So often we view friendships and romantic relationships as two separate spheres. This may well be because we are programmed to believe that they cannot be merged into one. Friends are friends, those we confide in, have a laugh with and share common interests with, while romantic partners are those who we share our lives with, comfort in times of discomfort and share intimate moments with. However, what better relationship can there be than one of both romance and friendship simultaneously? Why not have the best of both worlds?
Generally, the basis of a friendship is common interests, whether this be hobbies, sense of humour, similar talents etc. These common interests help us to forge a bond and make us want to spend time with the other person. In a relationship, you may have fallen in love with the person without sharing similar interests with one another and while it may be wonderful in the beginning, it can eventually lead to issues with boredom and compatibility. If you are friends with your partner – sharing common interests – the chances are your relationship will flourish and last.
Romantic relationships are more passionate than those of friendships. As much as you love the person and want to spend time with them, the intensity can sometimes be quite draining. On the other hand, friendships allow you to pipe down, chill out and enjoy the moment. It is no wonder we often run for a date with friends for a breather when the romance is all a bit much; friends hang out and romantic partners are intimate. When your partner is also your friend, there is no need to choose between the two; you can switch from romance to hanging out like friends and back again whenever you feel like it!
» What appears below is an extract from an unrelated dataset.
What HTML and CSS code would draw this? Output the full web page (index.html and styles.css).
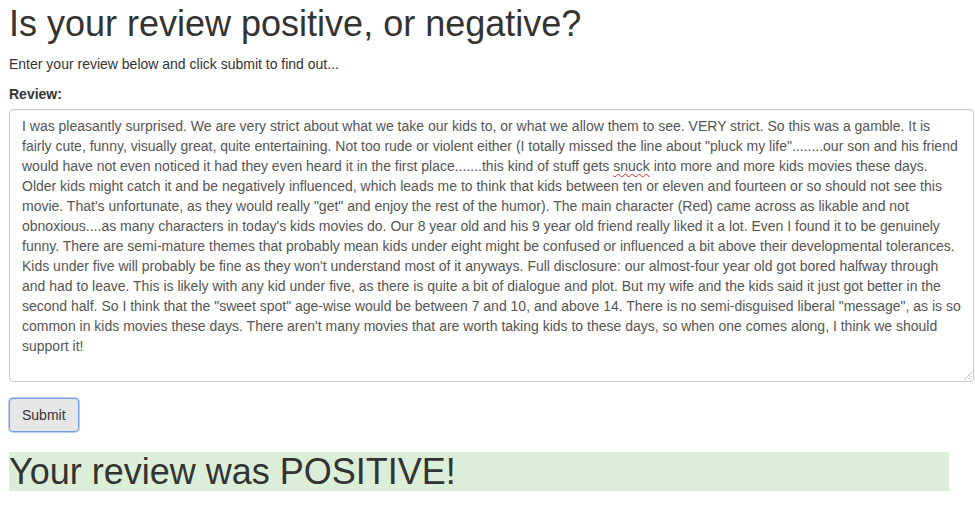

Romantic relationships are complicated things – more complicated than they need to be at times. You love the person you are in a relationship with, but you may not always like them! This is where a friendship with your partner is helpful; unlike a romance which is based on passion and intense emotion, a friendship is based on liking the other person due to commonalities between you, so ultimately, being in a relationship with a friend will ensure that you always like them, not only love them.
We all know that everyone has a dirty secret or two that they keep hidden away from their partners for any number of reasons; perhaps they feel they cannot be open with them for fear of judgement or rejection. On the other hand, friends don’t have such secrets – they support one another no matter what. In a romantic relationship, having a friendship can help you to be open and confide in your partner without reservation. What a great perk of having your partner double as your friend!
At times interaction in romantic relationships can take so much effort! From feeling the pressure of having to look good for the other person all the time, to paying the right number of compliments, to saying the right thing at the right time. Friendships are so much easier – everything feels natural and easy. A friendship-based romance is the same!
Friends are exposed to our dorkier, more playful sides, as well as our moody, grumpy sides. In a romantic relationship we feel more self-conscious and as a result we suppress the less desirable sides of our personalities so that we can maintain the allure and mystique that initially attracted our partners to us. Some people go as far as trying to hide simple human behaviours around one another; I know couples who have been married for over twenty years and have never left the door open when using the washroom while in each other’s presence. The good news is, when you are friends with your partner, you don’t feel the need to filter any part of yourself – you can be entirely yourself around them without fear of putting them off.
We all worry about loyalty and fidelity in a romantic relationship from time to time. We develop insecurities about ourselves and our partner cheating on us as a result. However, we don’t have the same fears with friends; friends are loyal and stick with each other no matter what.
Sometimes in life, two people part ways despite their best efforts and compatibility. Sometimes breakups are amicable and end on a positive note, but more often we hear of relationships ending badly and two people who may have spent years together never speaking again. In a friendship-based romance you still enjoy the other person’s company and still share many interests despite a dissolution of romance. So instead of splitting up and cutting each other off, you can simply shake off the romantic element of your relationship and retain the friendship. Everyone wins!